Perkins: I’m very proud of it, still. I think it definitely stands the test of time. It was weird, because at the time I didn’t know anything about the job. I had no idea what the job was: writer-director. I’d never done it before. I’d never made a short, a music video, a television commercial or a student film. When I called “action” for the first time on The Blackcoat’s Daughter, it was the first time I ever said the word out loud. There was a lot of “do or die” happening. I had a few really strong collaborators on the movie, and I look back at it with pride. I wrote it as something that I thought I would like to see, and we ended up with a movie that I don’t mind watching, so that sounds like a win to me.

Filmmaker: To the point of firsts, I haven’t asked you about Uncle Chip, this bizarre character with a Jim Jones haircut and so many ridiculous lines, whom you play in The Monkey as a director cameo. What did you want from that side of being involved in the film?

Perkins: I get a lot of feedback on the street for [being in] Legally Blonde. People really love that shit. I don’t really love acting. It’s not something I think I’m especially good, I don’t really feel in control of it when I’m doing it. But, in this case, we were just having a good time. The part was written based on Randy Quaid [as Cousin Eddie] in the Vacation movies. I was like, “I guess I could do that,” and everyone was like, “Yeah, that would be fun.” And it made sense to me; saying my own dialogue was easy. The scene’s really long; what we see in the movie is a crazily truncated version. That fucking scene was like a one-act play. It turned out pretty funny. His death is pretty good, too.

Filmmaker: That abrupt cut to his funeral service is one of the funniest punchlines the film has.

Perkins: [laughs] Yes!

Filmmaker: You collaborated again on The Monkey with editors Graham Fortin & Greg Ng, who cut Longlegs. What was it like to bring in this element of comic punctuation, and to discover opportunities for that in the edit?

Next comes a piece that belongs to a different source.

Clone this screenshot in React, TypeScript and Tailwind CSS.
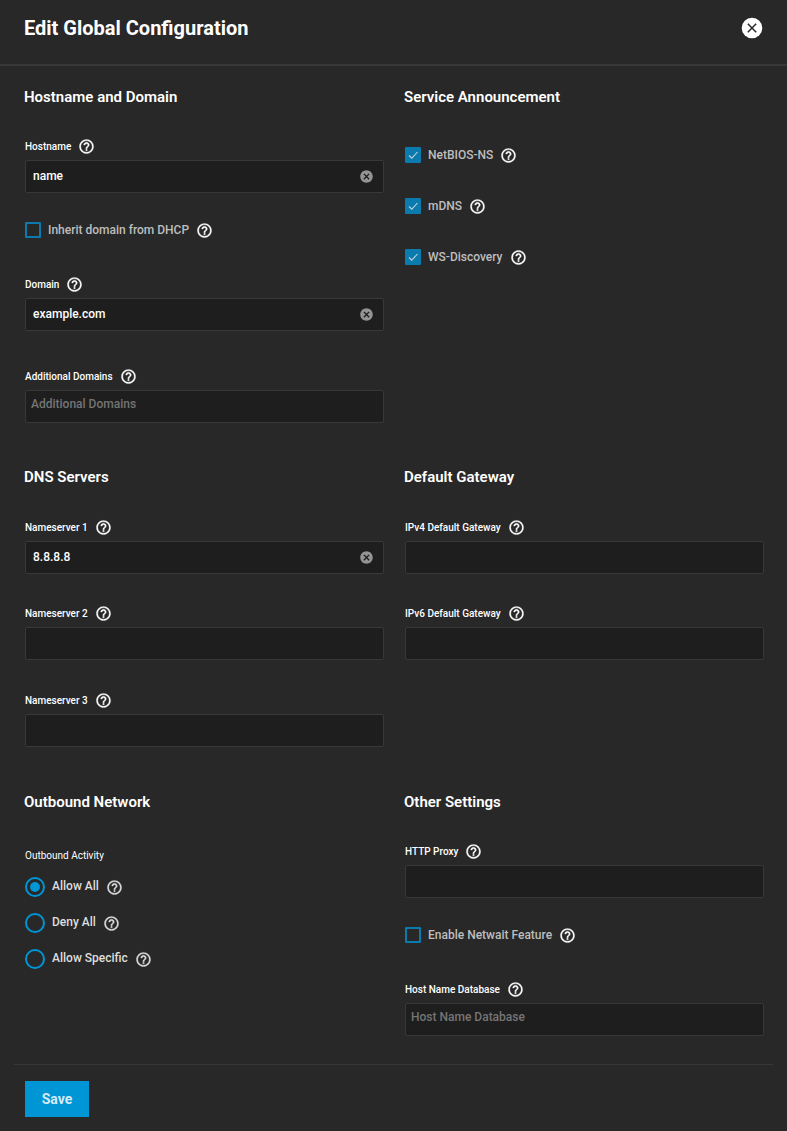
import React, { useId, useState } from 'react';
import { MdCancel } from 'react-icons/md';

const HelpButton: React.FC<{ muted?: boolean }> = ({ muted }) => (
  <button type="button" aria-label="Help" className={muted ? 'ml-[7px] shrink-0 text-[#dedede]' : 'ml-[7px] shrink-0 text-white'}>
    <svg width="17" height="17" viewBox="0 0 24 24" fill="currentColor" stroke="currentColor" strokeWidth="0.4">
      <path d="M11 18h2v-2h-2v2zm1-16C6.48 2 2 6.48 2 12s4.48 10 10 10 10-4.48 10-10S17.52 2 12 2zm0 18c-4.41 0-8-3.59-8-8s3.59-8 8-8 8 3.59 8 8-3.59 8-8 8zm0-14c-2.21 0-4 1.79-4 4h2c0-1.1.9-2 2-2s2 .9 2 2c0 2-3 1.75-3 5h2c0-2.25 3-2.5 3-5 0-2.21-1.79-4-4-4z" />
    </svg>
  </button>
);

const Heading = ({ children }: { children: React.ReactNode }) => (
  <h2 className="text-[15px] leading-6 font-semibold text-white">{children}</h2>
);

interface TextFieldProps {
  label: string;
  initial?: string;
  className: string;
}

const TextField: React.FC<TextFieldProps> = ({ label, initial = '', className }) => {
  const id = useId();
  const [value, setValue] = useState(initial);
  return (
    <div className={`pl-px ${className}`}>
      <div className="flex h-[17px] items-center">
        <label htmlFor={id} className="text-[10px] leading-4 font-medium text-white">{label}</label>
        <HelpButton />
      </div>
      <div className="mt-[5px] flex h-[33px] items-center rounded-xs border border-[#383838] bg-[#1e1e1e] pr-[9px] pb-px pl-[7px]">
        <input
          id={id}
          type="text"
          value={value}
          onChange={(e) => setValue(e.target.value)}
          className="h-full min-w-0 flex-1 bg-transparent pb-px text-xs font-medium text-white outline-none"
        />
        {value && (
          <button type="button" aria-label="Clear" onClick={() => setValue('')} className="text-[#949494]">
            <MdCancel size={15} />
          </button>
        )}
      </div>
    </div>
  );
};

// Free-entry list, keeps its label as the placeholder
const ChipsField: React.FC<{ label: string; className: string }> = ({ label, className }) => {
  const id = useId();
  return (
    <div className={`pl-px ${className}`}>
      <div className="flex h-[17px] items-center">
        <label htmlFor={id} className="text-[10px] leading-4 font-medium text-white">{label}</label>
        <HelpButton />
      </div>
      <input
        id={id}
        type="text"
        placeholder={label}
        className="mt-[5px] block h-[33px] w-full rounded-xs border border-[#383838] bg-[#1e1e1e] px-[5px] pb-1.5 text-xs font-medium text-white outline-none placeholder:text-[#757575]"
      />
    </div>
  );
};

const Checkbox: React.FC<{ label: string; checked?: boolean; className: string }> = ({ label, checked = false, className }) => (
  <div className={`flex h-4 items-center pl-px ${className}`}>
    <label className="flex items-center text-xs font-medium text-[#bebebe]">
      <span className="mr-[7px] grid size-4">
        <input
          type="checkbox"
          defaultChecked={checked}
          className="peer col-start-1 row-start-1 size-4 appearance-none rounded-[1px] border-2 border-[#0b7aac] checked:bg-[#0b7aac]"
        />
        <svg
          viewBox="0 0 16 16"
          className="pointer-events-none invisible col-start-1 row-start-1 size-4 peer-checked:visible"
          fill="none"
          stroke="#bfd3dc"
          strokeWidth="1.1"
        >
          <path d="M4 8.5 6.8 11.2 12.5 5" />
        </svg>
      </span>
      {label}
    </label>
    <HelpButton />
  </div>
);

const Radio: React.FC<{ label: string; checked?: boolean }> = ({ label, checked = false }) => (
  <div className="flex h-5 items-center pl-px">
    <label className="flex items-center text-xs font-medium text-[#dedede]">
      <input
        type="radio"
        name="outbound"
        defaultChecked={checked}
        className="mr-[7px] grid size-5 appearance-none place-items-center rounded-full border-2 border-[#0095d5] before:size-2.5 before:rounded-full checked:before:bg-[#0095d5]"
      />
      <span className="pb-0.5">{label}</span>
    </label>
    <HelpButton muted />
  </div>
);

function App(): React.ReactNode {
  return (
    <div className="min-h-screen bg-[#282828] font-['Roboto',sans-serif]">
      <header className="flex h-[66px] items-center justify-between border-b-2 border-[#383838] pr-6 pb-2 pl-6">
        <h1 className="text-xl leading-7 font-bold text-white">Edit Global Configuration</h1>
        <button type="button" aria-label="Close">
          <svg width="22" height="22" viewBox="0 0 22 22">
            <circle cx="11" cy="11" r="10.3" fill="#fff" />
            <path d="M6.8 6.8 15.2 15.2M15.2 6.8 6.8 15.2" stroke="#282828" strokeWidth="1.5" />
          </svg>
        </button>
      </header>

      <form onSubmit={(e) => e.preventDefault()}>
        <div className="pt-[19px] pr-[23px] pl-6">
          <div className="grid grid-cols-2 gap-x-5">
            <section>
              <Heading>Hostname and Domain</Heading>
              <TextField label="Hostname" initial="name" className="mt-[29px]" />
              <Checkbox label="Inherit domain from DHCP" className="mt-[29px]" />
              <TextField label="Domain" initial="example.com" className="mt-[38px]" />
              <ChipsField label="Additional Domains" className="mt-[37px]" />
            </section>
            <section>
              <Heading>Service Announcement</Heading>
              <Checkbox label="NetBIOS-NS" checked className="mt-[38px]" />
              <Checkbox label="mDNS" checked className="mt-[35px]" />
              <Checkbox label="WS-Discovery" checked className="mt-[35px]" />
            </section>
          </div>

          <div className="mt-[42px] grid grid-cols-2 gap-x-5">
            <section>
              <Heading>DNS Servers</Heading>
              <TextField label="Nameserver 1" initial="8.8.8.8" className="mt-[30px]" />
              <TextField label="Nameserver 2" className="mt-[31px]" />
              <TextField label="Nameserver 3" className="mt-8" />
            </section>
            <section>
              <Heading>Default Gateway</Heading>
              <TextField label="IPv4 Default Gateway" className="mt-[30px]" />
              <TextField label="IPv6 Default Gateway" className="mt-[31px]" />
            </section>
          </div>

          <div className="mt-[43px] grid grid-cols-2 gap-x-5">
            <section>
              <Heading>Outbound Network</Heading>
              <fieldset className="mt-[34px]">
                <legend className="pl-px text-[10px] leading-4 text-white">Outbound Activity</legend>
                <div className="mt-[13px] flex flex-col gap-4">
                  <Radio label="Allow All" checked />
                  <Radio label="Deny All" />
                  <Radio label="Allow Specific" />
                </div>
              </fieldset>
            </section>
            <section>
              <Heading>Other Settings</Heading>
              <TextField label="HTTP Proxy" className="mt-[29px]" />
              <Checkbox label="Enable Netwait Feature" className="mt-[29px]" />
              <ChipsField label="Host Name Database" className="mt-[38px]" />
            </section>
          </div>
        </div>

        <footer className="mx-3.5 mt-7 border-t border-[#383838] px-[11px] pt-4 pb-3.5">
          <button type="submit" className="h-9 w-16 bg-[#0095d5] text-sm font-bold text-[#d4ebf6]">Save</button>
        </footer>
      </form>
    </div>
  );
}

export default App;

Perkins: It’s just what you said. We were delighted to discover the age-old truth that you can cut for a joke, right? The power of cutting two things together, that’s what all movies are and have been since the turn of the century. You put one image next to another, and you’ve got this third wonderful thing that you didn’t have before. We leaned into the classical approach of cutting something and realizing, if you cut something a little bit short and put something really unexpected next, it’s just funny. It’s simple science, and when you happen onto something that’s as elegant a solution as that, it’s a good day.